Introduction to SGML
for the W3C Markup Validator

What is SGML?

SGML stands for Standard Generalized Markup Language. This is actually a slight misnomer, since SGML is actually a meta-language — that is, a language for writing markup languages. HTML is a markup language written in SGML — an "SGML application", to use the terminology.

You don't actually have to know much about SGML to use The Validator successfully. If you're interested, though, I recommend TEI's "A Gentle Introduction to SGML" as a good starting point. For in-depth treatment of SGML and HTML we recommend Martin Bryan's "Web SGML and HTML 4.0 Explained".

What is a DTD?

For our purposes, a DTD, or Document Type Definition, is simply a file that defines the syntax of a SGML-based language. The DTDs for HTML 2.0 and HTML 3.2 were written by the HTML Working Group of the IETF, in collaboration with the W3C. From HTML 4.0 on (this includes XHTML), the standards (both prose and DTDs) have been written by the W3C.

What is this DOCTYPE thing The Validator keeps pestering me for?

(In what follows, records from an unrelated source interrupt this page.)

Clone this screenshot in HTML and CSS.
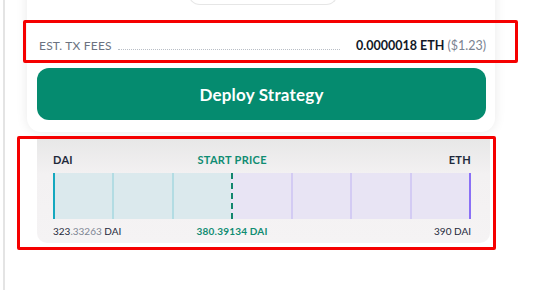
FILE: index.html
```html
<!DOCTYPE html>
<html lang="en">
<head>
    <meta charset="UTF-8">
    <meta name="viewport" content="width=device-width, initial-scale=1.0">
    <title>Deploy Strategy</title>
    <link rel="stylesheet" href="styles.css">
</head>
<body>
    <div class="page">
        <div class="rail"></div>
        <div class="main">
            <div class="card">
                <div class="pill"></div>
                <div class="fees">
                    <span class="fees-label">EST. TX FEES</span>
                    <span class="fees-dots"></span>
                    <span class="fees-value">0.0000018 ETH <span class="muted">($1.23)</span></span>
                </div>
                <button class="deploy">Deploy Strategy</button>
            </div>

            <!-- price range preview -->
            <div class="range">
                <div class="range-row range-head">
                    <span class="col-left">DAI</span>
                    <span class="col-mid green">START PRICE</span>
                    <span class="col-right">ETH</span>
                </div>
                <div class="bar">
                    <div class="seg buy edge-left"></div>
                    <div class="seg buy"></div>
                    <div class="seg buy"></div>
                    <div class="seg sell start"></div>
                    <div class="seg sell"></div>
                    <div class="seg sell"></div>
                    <div class="seg sell edge-right"></div>
                </div>
                <div class="range-row range-foot">
                    <span class="col-left">323<span class="muted">.33263</span> DAI</span>
                    <span class="col-mid green">380.39134 DAI</span>
                    <span class="col-right">390 DAI</span>
                </div>
            </div>
        </div>
    </div>

    <!-- annotation boxes -->
    <div class="mark mark-fees"></div>
    <div class="mark mark-range"></div>
</body>
</html>
```

FILE: styles.css
```css
body {
    margin: 0;
    padding: 0;
    font-family: 'Lato', 'Inter', sans-serif;
    background-color: #fff;
    overflow: hidden;
}

.page {
    display: flex;
    height: 290px;
}

.rail {
    width: 2px;
    margin-left: 3px;
    background-color: #e4e4e4;
}

.main {
    margin-left: 22px;
    width: 468px;
}

.card {
    margin-top: -20px;
    padding: 0 9px 12px 10px;
    background-color: #fff;
    border-radius: 0 0 14px 14px;
    box-shadow: 0 0 12px rgba(0, 0, 0, 0.09);
}

.pill {
    width: 148px;
    height: 24px;
    margin-left: 151px;
    border: 1px solid #e6e6e6;
    border-top: none;
    border-radius: 0 0 12px 12px;
}

.fees {
    display: flex;
    align-items: baseline;
    gap: 6px;
    margin-top: 30px;
    padding-left: 2px;
    height: 22px;
    line-height: 22px;
    font-size: 12px;
}

.fees-label {
    color: #6b7280;
    letter-spacing: 0.2px;
}

.fees-dots {
    flex: 1;
    border-bottom: 1px dotted #b9bec6;
    margin-right: 10px;
}

.fees-value {
    color: #111827;
    font-weight: 700;
    font-size: 12.5px;
}

.muted {
    color: #7b8391;
    font-weight: 400;
}

.deploy {
    display: block;
    width: 449px;
    height: 52px;
    margin-top: 11px;
    border: none;
    border-radius: 12px;
    background-color: #058b6f;
    color: #fff;
    font-family: 'Lato', sans-serif;
    font-size: 17px;
    font-weight: 700;
    letter-spacing: 0.2px;
    cursor: pointer;
}

.range {
    margin: 6px 0 0 10px;
    width: 453px;
    padding: 14px 19px 5px 16px;
    box-sizing: border-box;
    border-radius: 0 0 10px 10px;
    background: linear-gradient(#e7e7e7, #f3f1f2 35%, #f5f3f4);
}

/* 14 columns so the middle label sits on the 3/7 start line */
.range-row {
    display: grid;
    grid-template-columns: repeat(14, 1fr);
    color: #1e293b;
    white-space: nowrap;
}

.col-left {
    grid-column: 1 / 5;
}

.col-mid {
    grid-column: 5 / 9;
    text-align: center;
}

.col-right {
    grid-column: 9 / 15;
    text-align: right;
}

.range-head {
    font-size: 11px;
    font-weight: 700;
    letter-spacing: 0.3px;
    height: 16px;
    line-height: 16px;
}

.range-foot {
    font-size: 10px;
    margin-top: 5px;
    height: 14px;
    line-height: 14px;
}

.range-foot .green {
    font-weight: 700;
    letter-spacing: 0.2px;
}

.range-foot .muted {
    color: #7d8593;
}

.green {
    color: #0f8c72;
}

.bar {
    display: flex;
    height: 46px;
    margin-top: 5px;
}

.seg {
    flex: 1;
}

.seg.buy {
    background-color: #dbe9ed;
    border-left: 2px solid #b3dce3;
}

.seg.sell {
    background-color: #e8e4f4;
    border-left: 2px solid #d3cbf3;
}

.seg.edge-left {
    border-left-color: #14a8bf;
}

.seg.start {
    border-left: 2px dashed #12866d;
}

.seg.edge-right {
    border-right: 2px solid #8a70f6;
}

.mark {
    position: absolute;
    border: 3px solid #f50000;
    border-radius: 2px;
    box-sizing: border-box;
}

.mark-fees {
    left: 23px;
    top: 20px;
    width: 495px;
    height: 43px;
}

.mark-range {
    left: 17px;
    top: 136px;
    width: 479px;
    height: 114px;
}
```
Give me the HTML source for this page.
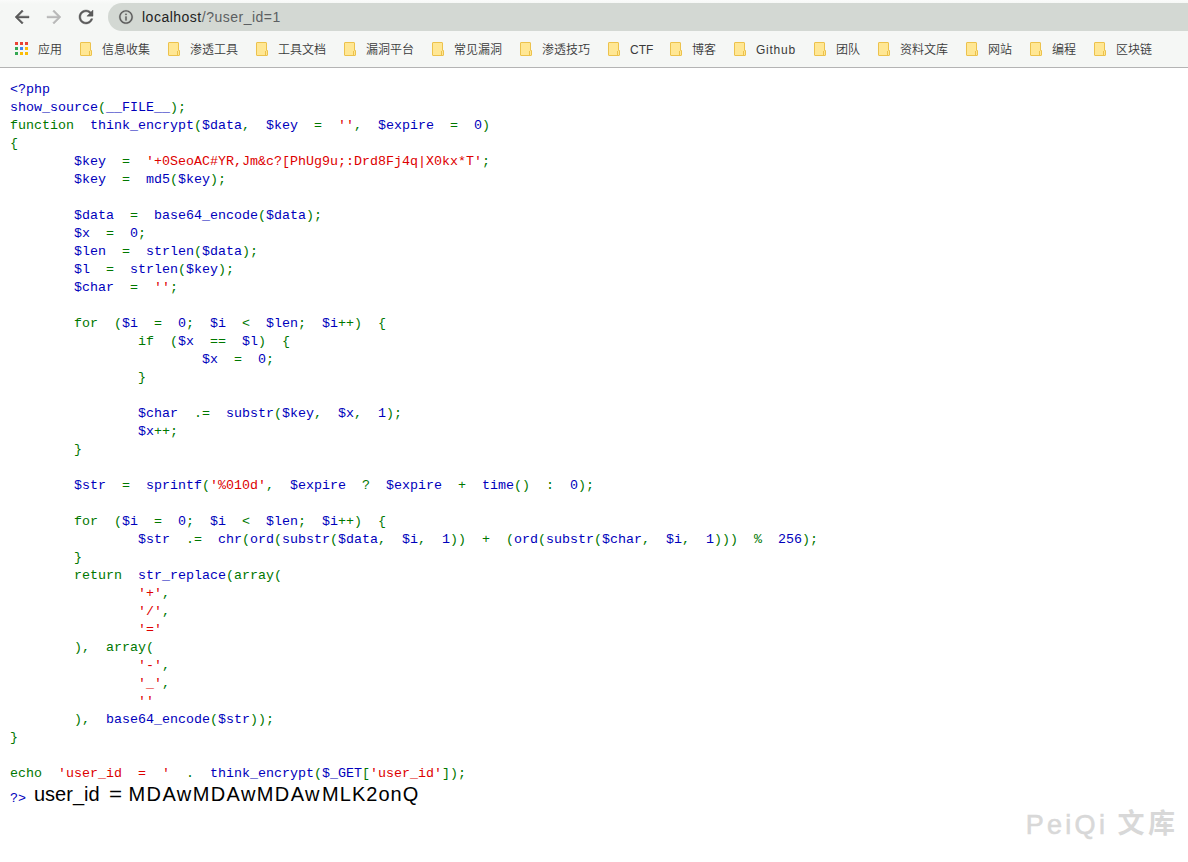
<!DOCTYPE html>
<html lang="zh-CN">
<head>
<meta charset="utf-8">
<title>localhost/?user_id=1</title>
<style>
html,body{margin:0;padding:0;}
body{width:1188px;height:862px;overflow:hidden;background:#fff;position:relative;font-family:"Liberation Sans","Noto Sans CJK SC",sans-serif;}
#chrome{position:absolute;left:0;top:0;width:1188px;height:67px;overflow:hidden;background:linear-gradient(#fafbfa,#f5f7f5 4px,#f5f7f5);border-bottom:1px solid #b4b4b4;}
#omni{position:absolute;left:108px;top:3px;width:1100px;height:28px;border-radius:14px;background:#d3d8d3;}
#url{position:absolute;left:142px;top:8px;font-size:14px;line-height:18px;color:#222;white-space:pre;letter-spacing:0.5px;}
#url .p{color:#5c5f62;}
.ic{position:absolute;}
.bm{position:absolute;top:42px;height:16px;line-height:16px;font-size:12px;color:#3a3a3a;white-space:pre;font-weight:350;}
.fd{position:absolute;top:42px;width:12px;height:14px;}
#code{position:absolute;left:10px;top:81px;font-family:"Liberation Mono","Noto Sans CJK SC",monospace;font-size:13.333px;line-height:18px;white-space:pre;word-spacing:8px;margin:0;color:#000;}
#code .b{color:#0000bb;}
#code .g{color:#007700;}
#code .r{color:#dd0000;}
#out{position:absolute;left:0;top:781px;font-size:20px;line-height:26px;color:#000;white-space:pre;}
#out span{position:absolute;top:0;}
#wm{position:absolute;left:0;top:0;color:#d8d8d8;white-space:pre;}
#wm span{position:absolute;white-space:pre;}
</style>
</head>
<body>
<div id="chrome">
  <div id="omni"></div>

  <svg class="ic" style="left:0;top:0" width="140" height="34" viewBox="0 0 140 34">
    <path transform="translate(11.5 6.5) scale(0.875)" fill="#5a5a5a" stroke="#5a5a5a" stroke-width="0.5" d="M20 11H7.83l5.59-5.59L12 4l-8 8 8 8 1.41-1.41L7.83 13H20v-2z"/>
    <path transform="translate(43.5 6.5) scale(0.875)" fill="#b8b8b8" stroke="#b8b8b8" stroke-width="0.5" d="M12 4l-1.41 1.41L16.17 11H4v2h12.17l-5.58 5.59L12 20l8-8z"/>
    <path transform="translate(75.5 6.5) scale(0.875)" fill="#5a5a5a" stroke="#5a5a5a" stroke-width="0.5" d="M17.65 6.35C16.2 4.9 14.21 4 12 4c-4.42 0-7.99 3.58-7.99 8s3.57 8 7.99 8c3.73 0 6.84-2.55 7.73-6h-2.08c-.82 2.33-3.04 4-5.65 4-3.31 0-6-2.69-6-6s2.69-6 6-6c1.66 0 3.14.69 4.22 1.78L13 11h7V4l-2.35 2.35z"/>
    <path transform="translate(117.84 8.9) scale(0.68)" fill="#5a5a5a" stroke="#5a5a5a" stroke-width="0.3" d="M11 17h2v-6h-2v6zm1-15C6.48 2 2 6.48 2 12s4.48 10 10 10 10-4.48 10-10S17.52 2 12 2zm0 18c-4.41 0-8-3.59-8-8s3.590-8 8-8 8 3.590 8 8-3.590 8-8 8zM11 9h2V7h-2v2z"/>
  </svg>
  <svg class="ic" style="left:15px;top:42px" width="13" height="13" viewBox="0 0 13 13">
    <rect x="0" y="0" width="3" height="3" fill="#ea4335"/><rect x="5" y="0" width="3" height="3" fill="#ea4335"/><rect x="10" y="0" width="3" height="3" fill="#ea4335"/>
    <rect x="0" y="5" width="3" height="3" fill="#34a853"/><rect x="5" y="5" width="3" height="3" fill="#4285f4"/><rect x="10" y="5" width="3" height="3" fill="#fbbc05"/>
    <rect x="0" y="10" width="3" height="3" fill="#34a853"/><rect x="5" y="10" width="3" height="3" fill="#fbbc05"/><rect x="10" y="10" width="3" height="3" fill="#fbbc05"/>
  </svg>
  <div class="bm" style="left:38px">应用</div>
  <svg class="fd" style="left:80px" viewBox="0 0 12 14"><path d="M0.5 1 Q0.5 0.5 1 0.5 H10 Q10.5 0.5 10.5 1 V8.5 H11.5 V13 Q11.5 13.5 11 13.5 H1 Q0.5 13.5 0.5 13 Z" fill="#ffe794" stroke="#ecc24c" stroke-width="1"/><path d="M9.5 9 V13" stroke="#ecc24c" stroke-width="1" fill="none"/></svg>
  <div class="bm" style="left:102px">信息收集</div>
  <svg class="fd" style="left:168px" viewBox="0 0 12 14"><path d="M0.5 1 Q0.5 0.5 1 0.5 H10 Q10.5 0.5 10.5 1 V8.5 H11.5 V13 Q11.5 13.5 11 13.5 H1 Q0.5 13.5 0.5 13 Z" fill="#ffe794" stroke="#ecc24c" stroke-width="1"/><path d="M9.5 9 V13" stroke="#ecc24c" stroke-width="1" fill="none"/></svg>
  <div class="bm" style="left:190px">渗透工具</div>
  <svg class="fd" style="left:256px" viewBox="0 0 12 14"><path d="M0.5 1 Q0.5 0.5 1 0.5 H10 Q10.5 0.5 10.5 1 V8.5 H11.5 V13 Q11.5 13.5 11 13.5 H1 Q0.5 13.5 0.5 13 Z" fill="#ffe794" stroke="#ecc24c" stroke-width="1"/><path d="M9.5 9 V13" stroke="#ecc24c" stroke-width="1" fill="none"/></svg>
  <div class="bm" style="left:278px">工具文档</div>
  <svg class="fd" style="left:344px" viewBox="0 0 12 14"><path d="M0.5 1 Q0.5 0.5 1 0.5 H10 Q10.5 0.5 10.5 1 V8.5 H11.5 V13 Q11.5 13.5 11 13.5 H1 Q0.5 13.5 0.5 13 Z" fill="#ffe794" stroke="#ecc24c" stroke-width="1"/><path d="M9.5 9 V13" stroke="#ecc24c" stroke-width="1" fill="none"/></svg>
  <div class="bm" style="left:366px">漏洞平台</div>
  <svg class="fd" style="left:432px" viewBox="0 0 12 14"><path d="M0.5 1 Q0.5 0.5 1 0.5 H10 Q10.5 0.5 10.5 1 V8.5 H11.5 V13 Q11.5 13.5 11 13.5 H1 Q0.5 13.5 0.5 13 Z" fill="#ffe794" stroke="#ecc24c" stroke-width="1"/><path d="M9.5 9 V13" stroke="#ecc24c" stroke-width="1" fill="none"/></svg>
  <div class="bm" style="left:454px">常见漏洞</div>
  <svg class="fd" style="left:520px" viewBox="0 0 12 14"><path d="M0.5 1 Q0.5 0.5 1 0.5 H10 Q10.5 0.5 10.5 1 V8.5 H11.5 V13 Q11.5 13.5 11 13.5 H1 Q0.5 13.5 0.5 13 Z" fill="#ffe794" stroke="#ecc24c" stroke-width="1"/><path d="M9.5 9 V13" stroke="#ecc24c" stroke-width="1" fill="none"/></svg>
  <div class="bm" style="left:542px">渗透技巧</div>
  <svg class="fd" style="left:608px" viewBox="0 0 12 14"><path d="M0.5 1 Q0.5 0.5 1 0.5 H10 Q10.5 0.5 10.5 1 V8.5 H11.5 V13 Q11.5 13.5 11 13.5 H1 Q0.5 13.5 0.5 13 Z" fill="#ffe794" stroke="#ecc24c" stroke-width="1"/><path d="M9.5 9 V13" stroke="#ecc24c" stroke-width="1" fill="none"/></svg>
  <div class="bm" style="left:630px">CTF</div>
  <svg class="fd" style="left:670px" viewBox="0 0 12 14"><path d="M0.5 1 Q0.5 0.5 1 0.5 H10 Q10.5 0.5 10.5 1 V8.5 H11.5 V13 Q11.5 13.5 11 13.5 H1 Q0.5 13.5 0.5 13 Z" fill="#ffe794" stroke="#ecc24c" stroke-width="1"/><path d="M9.5 9 V13" stroke="#ecc24c" stroke-width="1" fill="none"/></svg>
  <div class="bm" style="left:692px">博客</div>
  <svg class="fd" style="left:734px" viewBox="0 0 12 14"><path d="M0.5 1 Q0.5 0.5 1 0.5 H10 Q10.5 0.5 10.5 1 V8.5 H11.5 V13 Q11.5 13.5 11 13.5 H1 Q0.5 13.5 0.5 13 Z" fill="#ffe794" stroke="#ecc24c" stroke-width="1"/><path d="M9.5 9 V13" stroke="#ecc24c" stroke-width="1" fill="none"/></svg>
  <div class="bm" style="left:756px;letter-spacing:0.75px">Github</div>
  <svg class="fd" style="left:814px" viewBox="0 0 12 14"><path d="M0.5 1 Q0.5 0.5 1 0.5 H10 Q10.5 0.5 10.5 1 V8.5 H11.5 V13 Q11.5 13.5 11 13.5 H1 Q0.5 13.5 0.5 13 Z" fill="#ffe794" stroke="#ecc24c" stroke-width="1"/><path d="M9.5 9 V13" stroke="#ecc24c" stroke-width="1" fill="none"/></svg>
  <div class="bm" style="left:836px">团队</div>
  <svg class="fd" style="left:878px" viewBox="0 0 12 14"><path d="M0.5 1 Q0.5 0.5 1 0.5 H10 Q10.5 0.5 10.5 1 V8.5 H11.5 V13 Q11.5 13.5 11 13.5 H1 Q0.5 13.5 0.5 13 Z" fill="#ffe794" stroke="#ecc24c" stroke-width="1"/><path d="M9.5 9 V13" stroke="#ecc24c" stroke-width="1" fill="none"/></svg>
  <div class="bm" style="left:900px">资料文库</div>
  <svg class="fd" style="left:966px" viewBox="0 0 12 14"><path d="M0.5 1 Q0.5 0.5 1 0.5 H10 Q10.5 0.5 10.5 1 V8.5 H11.5 V13 Q11.5 13.5 11 13.5 H1 Q0.5 13.5 0.5 13 Z" fill="#ffe794" stroke="#ecc24c" stroke-width="1"/><path d="M9.5 9 V13" stroke="#ecc24c" stroke-width="1" fill="none"/></svg>
  <div class="bm" style="left:988px">网站</div>
  <svg class="fd" style="left:1030px" viewBox="0 0 12 14"><path d="M0.5 1 Q0.5 0.5 1 0.5 H10 Q10.5 0.5 10.5 1 V8.5 H11.5 V13 Q11.5 13.5 11 13.5 H1 Q0.5 13.5 0.5 13 Z" fill="#ffe794" stroke="#ecc24c" stroke-width="1"/><path d="M9.5 9 V13" stroke="#ecc24c" stroke-width="1" fill="none"/></svg>
  <div class="bm" style="left:1052px">编程</div>
  <svg class="fd" style="left:1094px" viewBox="0 0 12 14"><path d="M0.5 1 Q0.5 0.5 1 0.5 H10 Q10.5 0.5 10.5 1 V8.5 H11.5 V13 Q11.5 13.5 11 13.5 H1 Q0.5 13.5 0.5 13 Z" fill="#ffe794" stroke="#ecc24c" stroke-width="1"/><path d="M9.5 9 V13" stroke="#ecc24c" stroke-width="1" fill="none"/></svg>
  <div class="bm" style="left:1116px">区块链</div>
  <div id="url">localhost<span class="p">/?user_id=1</span></div>
</div>
<pre id="code"><span class="b">&lt;?php
show_source</span><span class="g">(</span><span class="b">__FILE__</span><span class="g">);
function </span><span class="b">think_encrypt</span><span class="g">(</span><span class="b">$data</span><span class="g">, </span><span class="b">$key </span><span class="g">= </span><span class="r">''</span><span class="g">, </span><span class="b">$expire </span><span class="g">= </span><span class="b">0</span><span class="g">)
{
    </span><span class="b">$key </span><span class="g">= </span><span class="r">'+0SeoAC#YR,Jm&amp;c?[PhUg9u;:Drd8Fj4q|X0kx*T'</span><span class="g">;
    </span><span class="b">$key </span><span class="g">= </span><span class="b">md5</span><span class="g">(</span><span class="b">$key</span><span class="g">);

    </span><span class="b">$data </span><span class="g">= </span><span class="b">base64_encode</span><span class="g">(</span><span class="b">$data</span><span class="g">);
    </span><span class="b">$x </span><span class="g">= </span><span class="b">0</span><span class="g">;
    </span><span class="b">$len </span><span class="g">= </span><span class="b">strlen</span><span class="g">(</span><span class="b">$data</span><span class="g">);
    </span><span class="b">$l </span><span class="g">= </span><span class="b">strlen</span><span class="g">(</span><span class="b">$key</span><span class="g">);
    </span><span class="b">$char </span><span class="g">= </span><span class="r">''</span><span class="g">;

    for (</span><span class="b">$i </span><span class="g">= </span><span class="b">0</span><span class="g">; </span><span class="b">$i </span><span class="g">&lt; </span><span class="b">$len</span><span class="g">; </span><span class="b">$i</span><span class="g">++) {
        if (</span><span class="b">$x </span><span class="g">== </span><span class="b">$l</span><span class="g">) {
            </span><span class="b">$x </span><span class="g">= </span><span class="b">0</span><span class="g">;
        }

        </span><span class="b">$char </span><span class="g">.= </span><span class="b">substr</span><span class="g">(</span><span class="b">$key</span><span class="g">, </span><span class="b">$x</span><span class="g">, </span><span class="b">1</span><span class="g">);
        </span><span class="b">$x</span><span class="g">++;
    }

    </span><span class="b">$str </span><span class="g">= </span><span class="b">sprintf</span><span class="g">(</span><span class="r">'%010d'</span><span class="g">, </span><span class="b">$expire </span><span class="g">? </span><span class="b">$expire </span><span class="g">+ </span><span class="b">time</span><span class="g">() : </span><span class="b">0</span><span class="g">);

    for (</span><span class="b">$i </span><span class="g">= </span><span class="b">0</span><span class="g">; </span><span class="b">$i </span><span class="g">&lt; </span><span class="b">$len</span><span class="g">; </span><span class="b">$i</span><span class="g">++) {
        </span><span class="b">$str </span><span class="g">.= </span><span class="b">chr</span><span class="g">(</span><span class="b">ord</span><span class="g">(</span><span class="b">substr</span><span class="g">(</span><span class="b">$data</span><span class="g">, </span><span class="b">$i</span><span class="g">, </span><span class="b">1</span><span class="g">)) + (</span><span class="b">ord</span><span class="g">(</span><span class="b">substr</span><span class="g">(</span><span class="b">$char</span><span class="g">, </span><span class="b">$i</span><span class="g">, </span><span class="b">1</span><span class="g">))) % </span><span class="b">256</span><span class="g">);
    }
    return </span><span class="b">str_replace</span><span class="g">(array(
        </span><span class="r">'+'</span><span class="g">,
        </span><span class="r">'/'</span><span class="g">,
        </span><span class="r">'='
</span><span class="g">    ), array(
        </span><span class="r">'-'</span><span class="g">,
        </span><span class="r">'_'</span><span class="g">,
        </span><span class="r">''
</span><span class="g">    ), </span><span class="b">base64_encode</span><span class="g">(</span><span class="b">$str</span><span class="g">));
}

echo </span><span class="r">'user_id = ' </span><span class="g">. </span><span class="b">think_encrypt</span><span class="g">(</span><span class="b">$_GET</span><span class="g">[</span><span class="r">'user_id'</span><span class="g">]);
</span><span class="b" style="position:relative;top:7px">?&gt;</span></pre>
<div id="out"><span style="left:34px">user_id</span><span style="left:109px;transform-origin:0 50%;transform:scaleX(1.12)">=</span><span style="left:128.5px;letter-spacing:1.4px">MDAwMDAwMDAw</span><span style="left:322px;letter-spacing:1.05px">MLK2onQ</span></div>
<div id="wm"><span style="left:1025.7px;top:806px;font-size:27px;line-height:38px;letter-spacing:3.3px;-webkit-text-stroke:0.6px #d8d8d8">PeiQi </span><span style="left:1117.5px;top:804.5px;font-size:27px;line-height:38px;letter-spacing:3.5px;font-weight:700">文库</span></div>
</body>
</html>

A DOCTYPE is a SGML document type declaration. Its purpose is to tell an SGML parser what DTD it should use to parse the document. It appears as the first line of the document, and has the form: <!DOCTYPE html PUBLIC "quoted string">

The "quoted string" is called a public identifier; it refers to the desired DTD by a "well-known" name, usually defined by an associated standard.

Why add a DOCTYPE declaration?

The Validator uses an SGML parser, and a DOCTYPE declaration is the most, if not the only way to know which markup language it should validate documents against.

Note that most Web browsers don't actually use an SGML parser, many of them display the documents differently based on the document's DOCTYPE declaration, or lack thereof. This alone is a good reason to always add a DOCTYPE declaration to Web documents.

So now you're preparing to add a DOCTYPE to your document. Be sure that the syntax is as described above, and that you use the correct public identifier; otherwise, The Validator will use the wrong DTD, or will be unable to find a DTD at all, and will produce a huge list of absolutely meaningless errors.

How do I add a DOCTYPE declaration?

The W3C QA Activity maintains a List of Doctypes that you can choose from, and the WDG maintains a document on "Choosing a DOCTYPE".

WARNING: Some HTML editors will insert a DOCTYPE declaration for you. Unfortunately, sometimes thia DOCTYPE does not correspond to the generated HTML, which can sometimes confuse The Validator. If your editor adds a DOCTYPE to your page, you may need to correct it as described above before running your documents through The Validator.